[Begin Data block]
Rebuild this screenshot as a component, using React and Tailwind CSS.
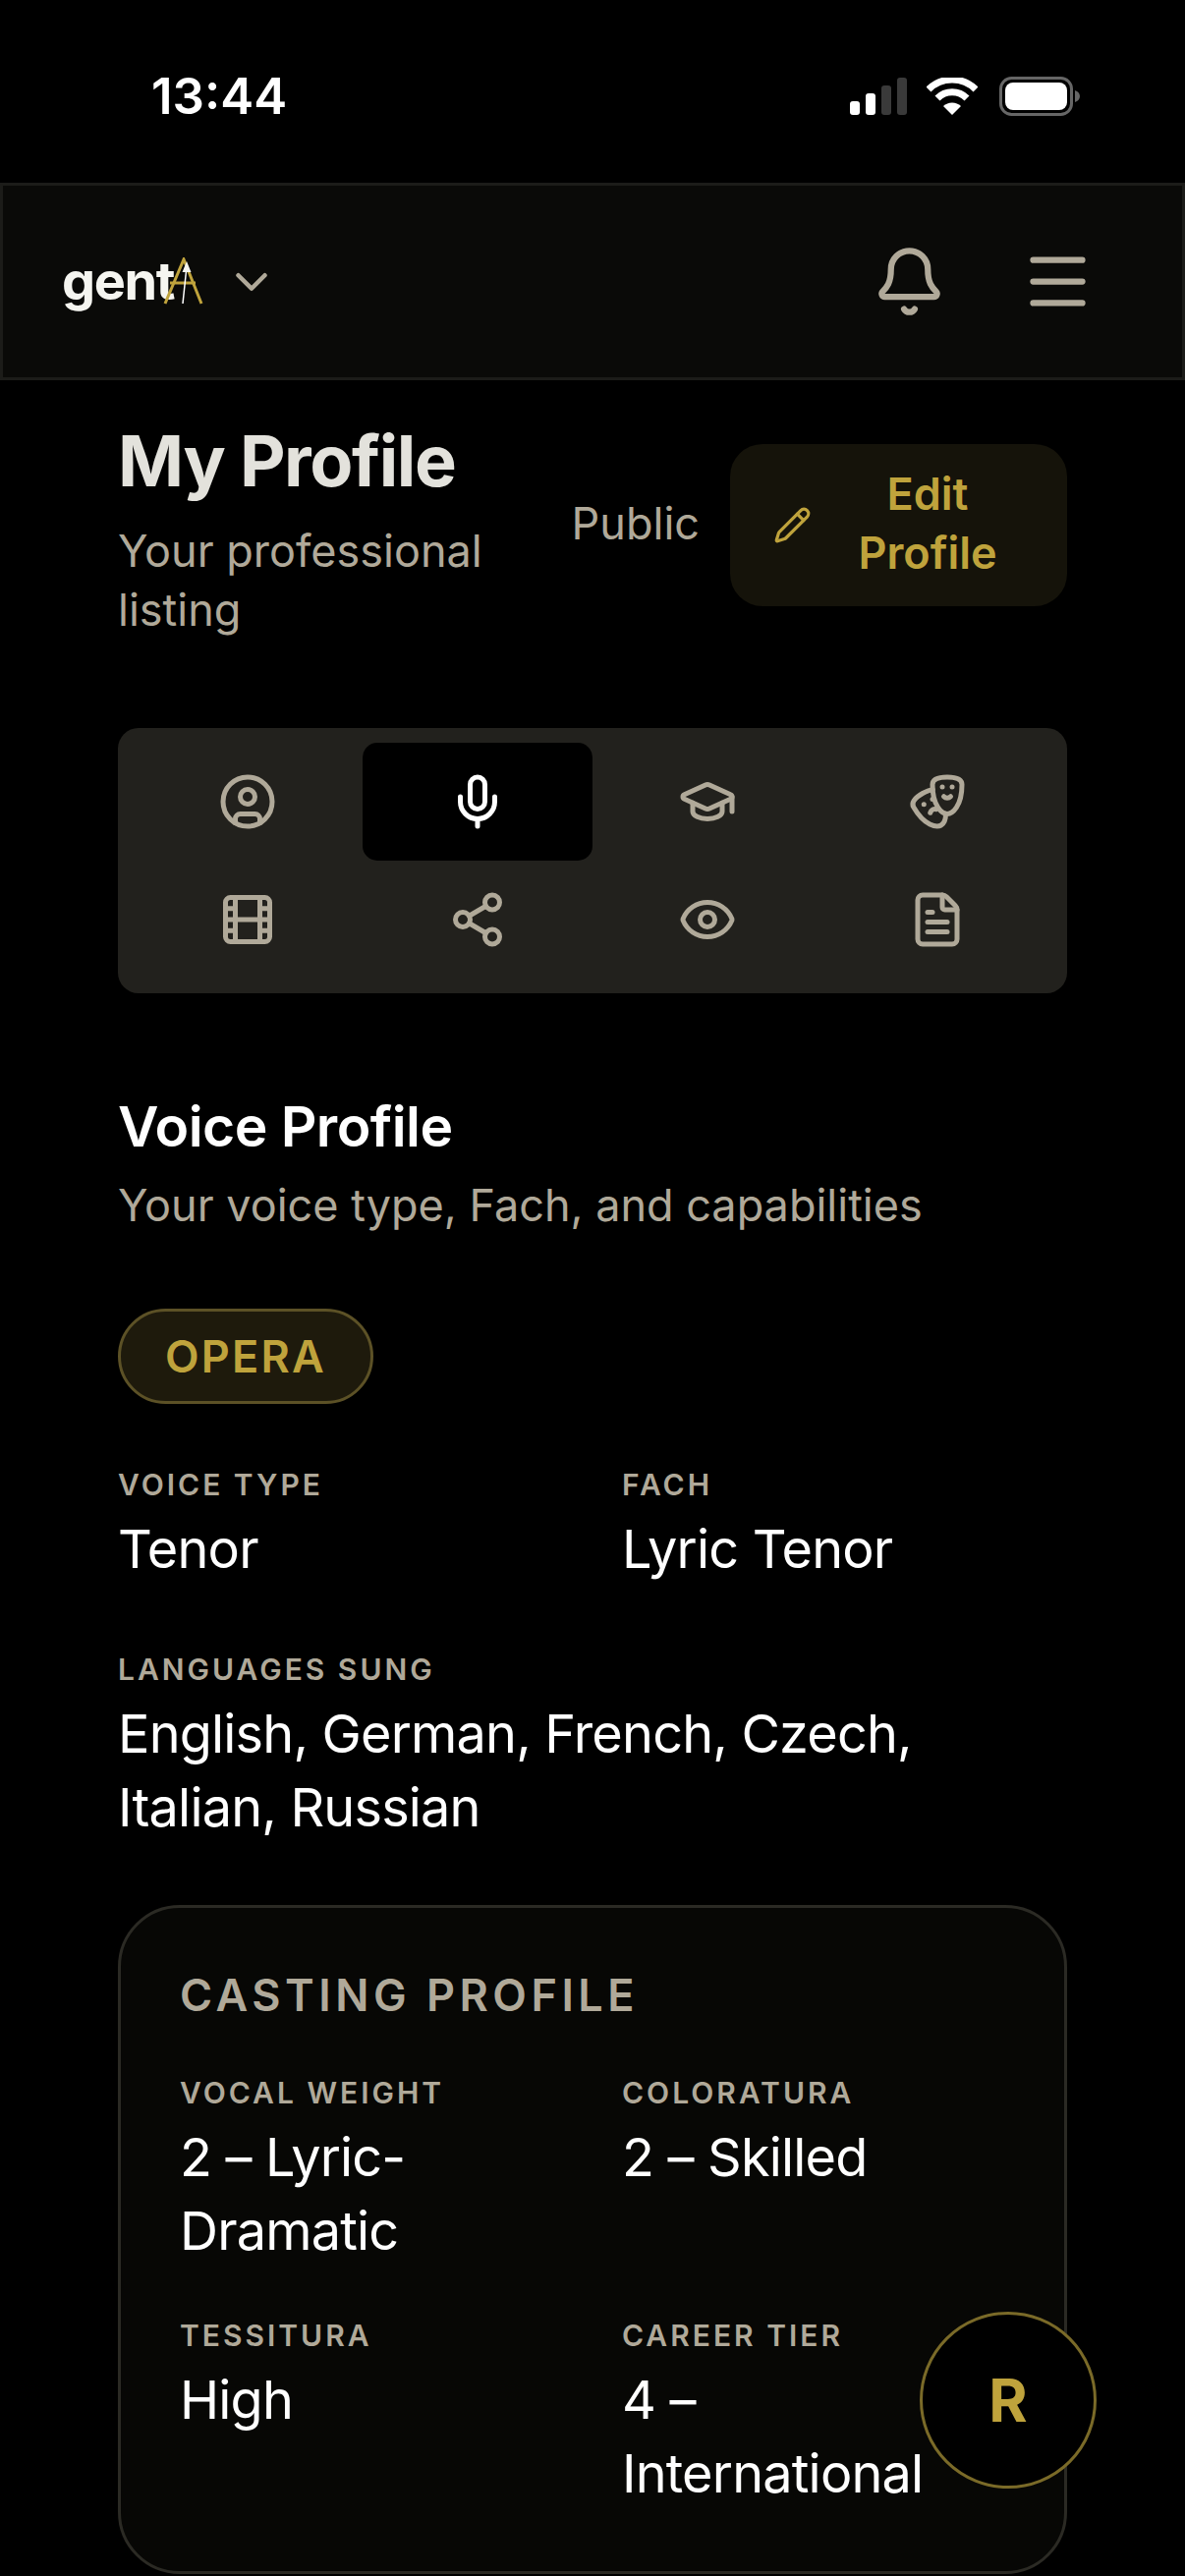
import { Bell, Menu, ChevronDown, Pencil, CircleUser, Mic, GraduationCap, Drama, Film, Share2, Eye, FileText } from "lucide-react";

const tabs = [
  [CircleUser, false],
  [Mic, true],
  [GraduationCap, false],
  [Drama, false],
  [Film, false],
  [Share2, false],
  [Eye, false],
  [FileText, false],
];

function Field({ label, value }) {
  return (
    <div>
      <div className="mb-[5px] text-[30px] leading-[45px] font-semibold tracking-[0.1em] text-[#b0a999] uppercase">{label}</div>
      <div className="text-[54px] leading-[75px] tracking-[-0.015em] text-white">{value}</div>
    </div>
  );
}

export default function App() {
  return (
    <div className="relative h-[2622px] overflow-hidden bg-black font-['Inter',sans-serif]">
      <div className="flex h-[186px] items-center justify-between pl-[154px] pr-[107px] pt-[10px]">
        <span className="text-[51px] font-semibold text-white">13:44</span>
        <div className="flex items-center gap-[20px]">
          <svg width="58" height="38" viewBox="0 0 58 38">
            <rect x="0" y="24" width="10" height="14" rx="3" fill="#fff" />
            <rect x="16" y="16" width="10" height="22" rx="3" fill="#fff" />
            <rect x="32" y="8" width="10" height="30" rx="3" fill="#3a3a3a" />
            <rect x="48" y="0" width="10" height="38" rx="3" fill="#3a3a3a" />
          </svg>
          <svg width="52" height="38" viewBox="0 0 52 38">
            <path d="M2 12 A34 34 0 0 1 50 12" fill="none" stroke="#fff" strokeWidth="7" />
            <path d="M11 21 A21 21 0 0 1 41 21" fill="none" stroke="#fff" strokeWidth="7" />
            <path d="M26 38 L17 29 A13 13 0 0 1 35 29 Z" fill="#fff" />
          </svg>
          <svg width="82" height="40" viewBox="0 0 82 40" className="ml-[2px]">
            <rect x="1.5" y="1.5" width="72" height="37" rx="11" fill="none" stroke="#666" strokeWidth="3" />
            <rect x="6" y="6" width="63" height="28" rx="8" fill="#fff" />
            <path d="M77 14 C80 15 82 17 82 20 C82 23 80 25 77 26 Z" fill="#666" />
          </svg>
        </div>
      </div>

      <header className="flex h-[201px] items-center justify-between border-[3px] border-[#1c1c19] bg-[#0a0a08] pl-[60px] pr-[89px]">
        <div className="flex items-center">
          <span className="mb-[2px] text-[54px] font-bold tracking-[-0.025em] text-[#f5f5f0]">gent</span>
          <svg width="41" height="49" viewBox="0 0 41 49" className="-ml-[11px]">
            <path d="M2 47 L21 2 L39 47" fill="none" stroke="#bfa33c" strokeWidth="3" />
            <path d="M7 26 H33" stroke="#bfa33c" strokeWidth="3" />
            <path d="M20 47 L24 9" stroke="#fff" strokeWidth="1.5" />
            <path d="M24 4 L28.5 15 H19.5 Z" fill="#f5f5f0" />
          </svg>
          <ChevronDown size={54} color="#b0a999" strokeWidth={2} className="ml-[22px]" />
        </div>
        <div className="flex items-center gap-[76px]">
          <Bell size={75} color="#b0a999" strokeWidth={2} />
          <Menu size={75} color="#b0a999" strokeWidth={2} />
        </div>
      </header>

      <main className="px-[120px]">
        <div className="mt-[37px] flex items-start justify-between">
          <div className="w-[400px]">
            <h1 className="text-[72px] leading-[90px] font-bold tracking-[-0.02em] text-[#e3e2dc]">My Profile</h1>
            <p className="mt-[17px] text-[45px] leading-[60px] text-[#b0a999]">Your professional listing</p>
          </div>
          <div className="mt-[28px] flex items-center gap-[31px]">
            <span className="mb-[3px] text-[45px] text-[#b0a999]">Public</span>
            <button className="flex h-[165px] w-[343px] items-center gap-[22px] rounded-[33px] bg-[#15130a] pb-[3px] pl-[44px] pr-[46px] text-center text-[45px] leading-[60px] font-semibold text-[#bfa33c]">
              <Pencil size={39} strokeWidth={2} className="mt-[3px] shrink-0" />
              <span>Edit Profile</span>
            </button>
          </div>
        </div>

        <div className="mt-[90px] grid grid-cols-4 rounded-[21px] bg-[#22211d] p-[15px]">
          {tabs.map(([Icon, active], i) => (
            <div key={i} className={`flex h-[120px] items-center justify-center rounded-[15px] ${active ? "bg-black text-white" : "text-[#b0a999]"}`}>
              <Icon size={60} strokeWidth={2} />
            </div>
          ))}
        </div>

        <h2 className="mt-[100px] text-[57px] leading-[72px] font-semibold tracking-[-0.01em] text-white">Voice Profile</h2>
        <p className="mt-[14px] text-[45px] leading-[60px] text-[#b0a999]">Your voice type, Fach, and capabilities</p>

        <div className="mt-[75px] inline-flex h-[97px] w-[260px] items-center justify-center rounded-full border-[3px] border-[#5c5126] bg-[#1e1a0c] text-[45px] font-semibold tracking-[0.05em] text-[#bfa33c]">OPERA</div>

        <div className="mt-[60px] grid grid-cols-[513px_1fr]">
          <Field label="Voice Type" value="Tenor" />
          <Field label="Fach" value="Lyric Tenor" />
        </div>
        <div className="mt-[63px]">
          <Field label="Languages Sung" value="English, German, French, Czech, Italian, Russian" />
        </div>

        <section className="mt-[62px] rounded-[63px] border-[3px] border-[#2b2a24] bg-[#070705] px-[60px] pt-[59px] pb-[62px]">
          <h3 className="text-[45px] leading-[60px] font-semibold tracking-[0.1em] text-[#b0a999]">CASTING PROFILE</h3>
          <div className="mt-[47px] grid grid-cols-[450px_1fr] gap-y-[47px]">
            <Field label="Vocal Weight" value="2 – Lyric-Dramatic" />
            <Field label="Coloratura" value="2 – Skilled" />
            <Field label="Tessitura" value="High" />
            <Field label="Career Tier" value="4 – International" />
          </div>
        </section>
      </main>

      <div className="absolute left-[936px] top-[2353px] flex h-[180px] w-[180px] items-center justify-center rounded-full border-[3px] border-[#7a6a28] bg-black text-[60px] font-bold text-[#bfa33c]">R</div>
    </div>
  );
}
[End Data block]
Work required → Without the pictures, transcribe the listing above exactly.

Task result →
Rebuild this screenshot as a component, using React and Tailwind CSS.
import { Bell, Menu, ChevronDown, Pencil, CircleUser, Mic, GraduationCap, Drama, Film, Share2, Eye, FileText } from "lucide-react";

const tabs = [
  [CircleUser, false],
  [Mic, true],
  [GraduationCap, false],
  [Drama, false],
  [Film, false],
  [Share2, false],
  [Eye, false],
  [FileText, false],
];

function Field({ label, value }) {
  return (
    <div>
      <div className="mb-[5px] text-[30px] leading-[45px] font-semibold tracking-[0.1em] text-[#b0a999] uppercase">{label}</div>
      <div className="text-[54px] leading-[75px] tracking-[-0.015em] text-white">{value}</div>
    </div>
  );
}

export default function App() {
  return (
    <div className="relative h-[2622px] overflow-hidden bg-black font-['Inter',sans-serif]">
      <div className="flex h-[186px] items-center justify-between pl-[154px] pr-[107px] pt-[10px]">
        <span className="text-[51px] font-semibold text-white">13:44</span>
        <div className="flex items-center gap-[20px]">
          <svg width="58" height="38" viewBox="0 0 58 38">
            <rect x="0" y="24" width="10" height="14" rx="3" fill="#fff" />
            <rect x="16" y="16" width="10" height="22" rx="3" fill="#fff" />
            <rect x="32" y="8" width="10" height="30" rx="3" fill="#3a3a3a" />
            <rect x="48" y="0" width="10" height="38" rx="3" fill="#3a3a3a" />
          </svg>
          <svg width="52" height="38" viewBox="0 0 52 38">
            <path d="M2 12 A34 34 0 0 1 50 12" fill="none" stroke="#fff" strokeWidth="7" />
            <path d="M11 21 A21 21 0 0 1 41 21" fill="none" stroke="#fff" strokeWidth="7" />
            <path d="M26 38 L17 29 A13 13 0 0 1 35 29 Z" fill="#fff" />
          </svg>
          <svg width="82" height="40" viewBox="0 0 82 40" className="ml-[2px]">
            <rect x="1.5" y="1.5" width="72" height="37" rx="11" fill="none" stroke="#666" strokeWidth="3" />
            <rect x="6" y="6" width="63" height="28" rx="8" fill="#fff" />
            <path d="M77 14 C80 15 82 17 82 20 C82 23 80 25 77 26 Z" fill="#666" />
          </svg>
        </div>
      </div>

      <header className="flex h-[201px] items-center justify-between border-[3px] border-[#1c1c19] bg-[#0a0a08] pl-[60px] pr-[89px]">
        <div className="flex items-center">
          <span className="mb-[2px] text-[54px] font-bold tracking-[-0.025em] text-[#f5f5f0]">gent</span>
          <svg width="41" height="49" viewBox="0 0 41 49" className="-ml-[11px]">
            <path d="M2 47 L21 2 L39 47" fill="none" stroke="#bfa33c" strokeWidth="3" />
            <path d="M7 26 H33" stroke="#bfa33c" strokeWidth="3" />
            <path d="M20 47 L24 9" stroke="#fff" strokeWidth="1.5" />
            <path d="M24 4 L28.5 15 H19.5 Z" fill="#f5f5f0" />
          </svg>
          <ChevronDown size={54} color="#b0a999" strokeWidth={2} className="ml-[22px]" />
        </div>
        <div className="flex items-center gap-[76px]">
          <Bell size={75} color="#b0a999" strokeWidth={2} />
          <Menu size={75} color="#b0a999" strokeWidth={2} />
        </div>
      </header>

      <main className="px-[120px]">
        <div className="mt-[37px] flex items-start justify-between">
          <div className="w-[400px]">
            <h1 className="text-[72px] leading-[90px] font-bold tracking-[-0.02em] text-[#e3e2dc]">My Profile</h1>
            <p className="mt-[17px] text-[45px] leading-[60px] text-[#b0a999]">Your professional listing</p>
          </div>
          <div className="mt-[28px] flex items-center gap-[31px]">
            <span className="mb-[3px] text-[45px] text-[#b0a999]">Public</span>
            <button className="flex h-[165px] w-[343px] items-center gap-[22px] rounded-[33px] bg-[#15130a] pb-[3px] pl-[44px] pr-[46px] text-center text-[45px] leading-[60px] font-semibold text-[#bfa33c]">
              <Pencil size={39} strokeWidth={2} className="mt-[3px] shrink-0" />
              <span>Edit Profile</span>
            </button>
          </div>
        </div>

        <div className="mt-[90px] grid grid-cols-4 rounded-[21px] bg-[#22211d] p-[15px]">
          {tabs.map(([Icon, active], i) => (
            <div key={i} className={`flex h-[120px] items-center justify-center rounded-[15px] ${active ? "bg-black text-white" : "text-[#b0a999]"}`}>
              <Icon size={60} strokeWidth={2} />
            </div>
          ))}
        </div>

        <h2 className="mt-[100px] text-[57px] leading-[72px] font-semibold tracking-[-0.01em] text-white">Voice Profile</h2>
        <p className="mt-[14px] text-[45px] leading-[60px] text-[#b0a999]">Your voice type, Fach, and capabilities</p>

        <div className="mt-[75px] inline-flex h-[97px] w-[260px] items-center justify-center rounded-full border-[3px] border-[#5c5126] bg-[#1e1a0c] text-[45px] font-semibold tracking-[0.05em] text-[#bfa33c]">OPERA</div>

        <div className="mt-[60px] grid grid-cols-[513px_1fr]">
          <Field label="Voice Type" value="Tenor" />
          <Field label="Fach" value="Lyric Tenor" />
        </div>
        <div className="mt-[63px]">
          <Field label="Languages Sung" value="English, German, French, Czech, Italian, Russian" />
        </div>

        <section className="mt-[62px] rounded-[63px] border-[3px] border-[#2b2a24] bg-[#070705] px-[60px] pt-[59px] pb-[62px]">
          <h3 className="text-[45px] leading-[60px] font-semibold tracking-[0.1em] text-[#b0a999]">CASTING PROFILE</h3>
          <div className="mt-[47px] grid grid-cols-[450px_1fr] gap-y-[47px]">
            <Field label="Vocal Weight" value="2 – Lyric-Dramatic" />
            <Field label="Coloratura" value="2 – Skilled" />
            <Field label="Tessitura" value="High" />
            <Field label="Career Tier" value="4 – International" />
          </div>
        </section>
      </main>

      <div className="absolute left-[936px] top-[2353px] flex h-[180px] w-[180px] items-center justify-center rounded-full border-[3px] border-[#7a6a28] bg-black text-[60px] font-bold text-[#bfa33c]">R</div>
    </div>
  );
}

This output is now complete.